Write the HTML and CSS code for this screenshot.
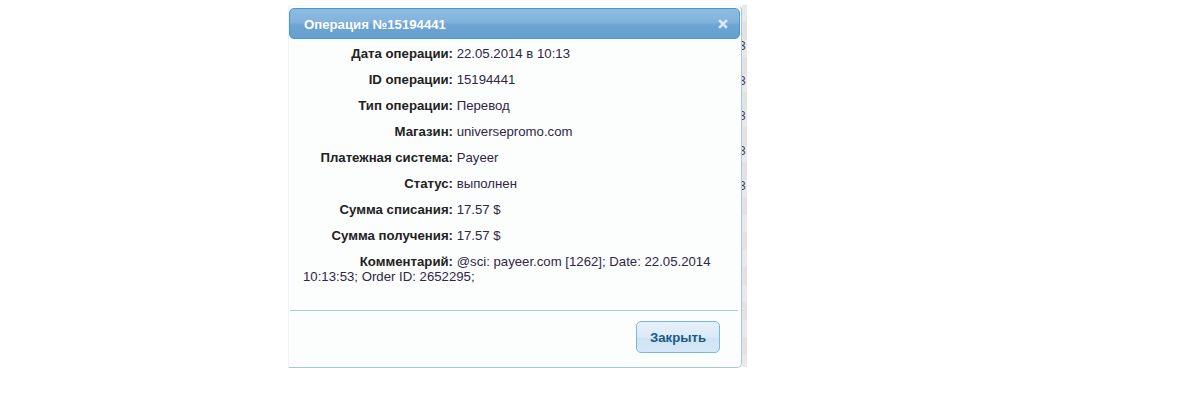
FILE: index.html
```html
<!DOCTYPE html>
<html lang="ru">
<head>
<meta charset="utf-8">
<title>Операция №15194441</title>
<link rel="stylesheet" href="styles.css">
</head>
<body>
<div class="stage">
  <div class="dialog">
    <div class="titlebar">
      <span class="title">Операция №15194441</span>
      <span class="close" aria-label="close">
        <svg width="10" height="10" viewBox="0 0 10 10"><path d="M2 2 L8 8 M8 2 L2 8" stroke="#dbe8f4" stroke-width="2.6" stroke-linecap="square"/></svg>
      </span>
    </div>
    <div class="content">
      <div class="row"><span class="label">Дата операции:</span> <span class="value">22.05.2014 в 10:13</span></div>
      <div class="row"><span class="label">ID операции:</span> <span class="value">15194441</span></div>
      <div class="row"><span class="label">Тип операции:</span> <span class="value">Перевод</span></div>
      <div class="row"><span class="label">Магазин:</span> <span class="value">universepromo.com</span></div>
      <div class="row"><span class="label">Платежная система:</span> <span class="value">Payeer</span></div>
      <div class="row"><span class="label">Статус:</span> <span class="value">выполнен</span></div>
      <div class="row"><span class="label">Сумма списания:</span> <span class="value">17.57 $</span></div>
      <div class="row"><span class="label">Сумма получения:</span> <span class="value">17.57 $</span></div>
      <div class="row"><span class="label">Комментарий:</span> <span class="value">@sci: payeer.com [1262]; Date: 22.05.2014 10:13:53; Order ID: 2652295;</span></div>
    </div>
    <div class="buttonpane">
      <button class="btn" type="button">Закрыть</button>
    </div>
  </div>
  <div class="backstrip">
    <span class="g g-top">]</span>
    <span class="g">3</span>
    <span class="g">3</span>
    <span class="g">3</span>
    <span class="g">3</span>
    <span class="g">3</span>
  </div>
</div>
</body>
</html>
```

FILE: styles.css
```css
html, body {
  margin: 0;
  padding: 0;
  background: #ffffff;
}

body {
  font-family: "Liberation Sans", Arial, sans-serif;
  font-size: 13.2px;
  color: #222222;
}

.stage {
  display: flex;
  align-items: flex-start;
  padding: 5px 0 0 288px;
}

.dialog {
  width: 451px;
  height: 359px;
  border: 1px solid #a6c9e2;
  border-left-color: #eef4f9;
  border-top-color: #f3f7fb;
  border-radius: 0 5px 5px 0;
  background: #fcfdfd;
  padding: 2px 1px 0 0;
  display: flex;
  flex-direction: column;
}

.titlebar {
  height: 29px;
  border: 1px solid #4a98d6;
  border-radius: 5px;
  background: linear-gradient(to bottom, #8fbde2 0%, #82b3dc 45%, #6da4d2 55%, #64a0d0 100%);
  display: flex;
  align-items: center;
  justify-content: space-between;
  padding: 0 11px 0 14px;
}

.title {
  color: #ffffff;
  font-weight: bold;
  font-size: 13.2px;
  padding-top: 1px;
}

.close {
  display: flex;
  width: 10px;
  height: 10px;
  margin-top: 1px;
}

.content {
  padding: 7px 14px 0 14px;
  flex: 1;
}

.row {
  line-height: 15px;
  margin-bottom: 11px;
}

.label {
  display: inline-block;
  width: 150px;
  text-align: right;
  font-weight: bold;
  color: #222222;
}

.value {
  color: #2f2744;
}

.buttonpane {
  border-top: 1px solid #a6c9e2;
  margin: 0 2px 0 1px;
  padding: 10px 18px 14px 0;
  display: flex;
  justify-content: flex-end;
}

.btn {
  width: 84px;
  height: 32px;
  border: 1px solid #79b7e7;
  border-radius: 5px;
  background: linear-gradient(to bottom, #e6f1fb 0%, #dbeaf8 50%, #cfe3f5 55%, #d6e8f7 100%);
  color: #1d5987;
  font-family: "Liberation Sans", Arial, sans-serif;
  font-size: 13.2px;
  font-weight: bold;
  padding: 0;
  margin: 0;
}

.backstrip {
  width: 5px;
  height: 362px;
  overflow: hidden;
  background: repeating-linear-gradient(to bottom, #e9e9e9 0px, #e9e9e9 17px, #e2e2e2 17px, #e2e2e2 35px);
  display: flex;
  flex-direction: column;
}

.g {
  display: block;
  height: 35px;
  line-height: 12px;
  font-size: 12px;
  color: #4a3a5e;
  margin-left: -3px;
}

.g-top {
  padding-top: 4px;
  box-sizing: border-box;
  color: #8a7050;
}
```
::::::::
*Given task*:
All the lines above are to be given again exactly as they read, with the pictures removed.

*Reply*:
Write the HTML and CSS code for this screenshot.
FILE: index.html
```html
<!DOCTYPE html>
<html lang="ru">
<head>
<meta charset="utf-8">
<title>Операция №15194441</title>
<link rel="stylesheet" href="styles.css">
</head>
<body>
<div class="stage">
  <div class="dialog">
    <div class="titlebar">
      <span class="title">Операция №15194441</span>
      <span class="close" aria-label="close">
        <svg width="10" height="10" viewBox="0 0 10 10"><path d="M2 2 L8 8 M8 2 L2 8" stroke="#dbe8f4" stroke-width="2.6" stroke-linecap="square"/></svg>
      </span>
    </div>
    <div class="content">
      <div class="row"><span class="label">Дата операции:</span> <span class="value">22.05.2014 в 10:13</span></div>
      <div class="row"><span class="label">ID операции:</span> <span class="value">15194441</span></div>
      <div class="row"><span class="label">Тип операции:</span> <span class="value">Перевод</span></div>
      <div class="row"><span class="label">Магазин:</span> <span class="value">universepromo.com</span></div>
      <div class="row"><span class="label">Платежная система:</span> <span class="value">Payeer</span></div>
      <div class="row"><span class="label">Статус:</span> <span class="value">выполнен</span></div>
      <div class="row"><span class="label">Сумма списания:</span> <span class="value">17.57 $</span></div>
      <div class="row"><span class="label">Сумма получения:</span> <span class="value">17.57 $</span></div>
      <div class="row"><span class="label">Комментарий:</span> <span class="value">@sci: payeer.com [1262]; Date: 22.05.2014 10:13:53; Order ID: 2652295;</span></div>
    </div>
    <div class="buttonpane">
      <button class="btn" type="button">Закрыть</button>
    </div>
  </div>
  <div class="backstrip">
    <span class="g g-top">]</span>
    <span class="g">3</span>
    <span class="g">3</span>
    <span class="g">3</span>
    <span class="g">3</span>
    <span class="g">3</span>
  </div>
</div>
</body>
</html>
```

FILE: styles.css
```css
html, body {
  margin: 0;
  padding: 0;
  background: #ffffff;
}

body {
  font-family: "Liberation Sans", Arial, sans-serif;
  font-size: 13.2px;
  color: #222222;
}

.stage {
  display: flex;
  align-items: flex-start;
  padding: 5px 0 0 288px;
}

.dialog {
  width: 451px;
  height: 359px;
  border: 1px solid #a6c9e2;
  border-left-color: #eef4f9;
  border-top-color: #f3f7fb;
  border-radius: 0 5px 5px 0;
  background: #fcfdfd;
  padding: 2px 1px 0 0;
  display: flex;
  flex-direction: column;
}

.titlebar {
  height: 29px;
  border: 1px solid #4a98d6;
  border-radius: 5px;
  background: linear-gradient(to bottom, #8fbde2 0%, #82b3dc 45%, #6da4d2 55%, #64a0d0 100%);
  display: flex;
  align-items: center;
  justify-content: space-between;
  padding: 0 11px 0 14px;
}

.title {
  color: #ffffff;
  font-weight: bold;
  font-size: 13.2px;
  padding-top: 1px;
}

.close {
  display: flex;
  width: 10px;
  height: 10px;
  margin-top: 1px;
}

.content {
  padding: 7px 14px 0 14px;
  flex: 1;
}

.row {
  line-height: 15px;
  margin-bottom: 11px;
}

.label {
  display: inline-block;
  width: 150px;
  text-align: right;
  font-weight: bold;
  color: #222222;
}

.value {
  color: #2f2744;
}

.buttonpane {
  border-top: 1px solid #a6c9e2;
  margin: 0 2px 0 1px;
  padding: 10px 18px 14px 0;
  display: flex;
  justify-content: flex-end;
}

.btn {
  width: 84px;
  height: 32px;
  border: 1px solid #79b7e7;
  border-radius: 5px;
  background: linear-gradient(to bottom, #e6f1fb 0%, #dbeaf8 50%, #cfe3f5 55%, #d6e8f7 100%);
  color: #1d5987;
  font-family: "Liberation Sans", Arial, sans-serif;
  font-size: 13.2px;
  font-weight: bold;
  padding: 0;
  margin: 0;
}

.backstrip {
  width: 5px;
  height: 362px;
  overflow: hidden;
  background: repeating-linear-gradient(to bottom, #e9e9e9 0px, #e9e9e9 17px, #e2e2e2 17px, #e2e2e2 35px);
  display: flex;
  flex-direction: column;
}

.g {
  display: block;
  height: 35px;
  line-height: 12px;
  font-size: 12px;
  color: #4a3a5e;
  margin-left: -3px;
}

.g-top {
  padding-top: 4px;
  box-sizing: border-box;
  color: #8a7050;
}
```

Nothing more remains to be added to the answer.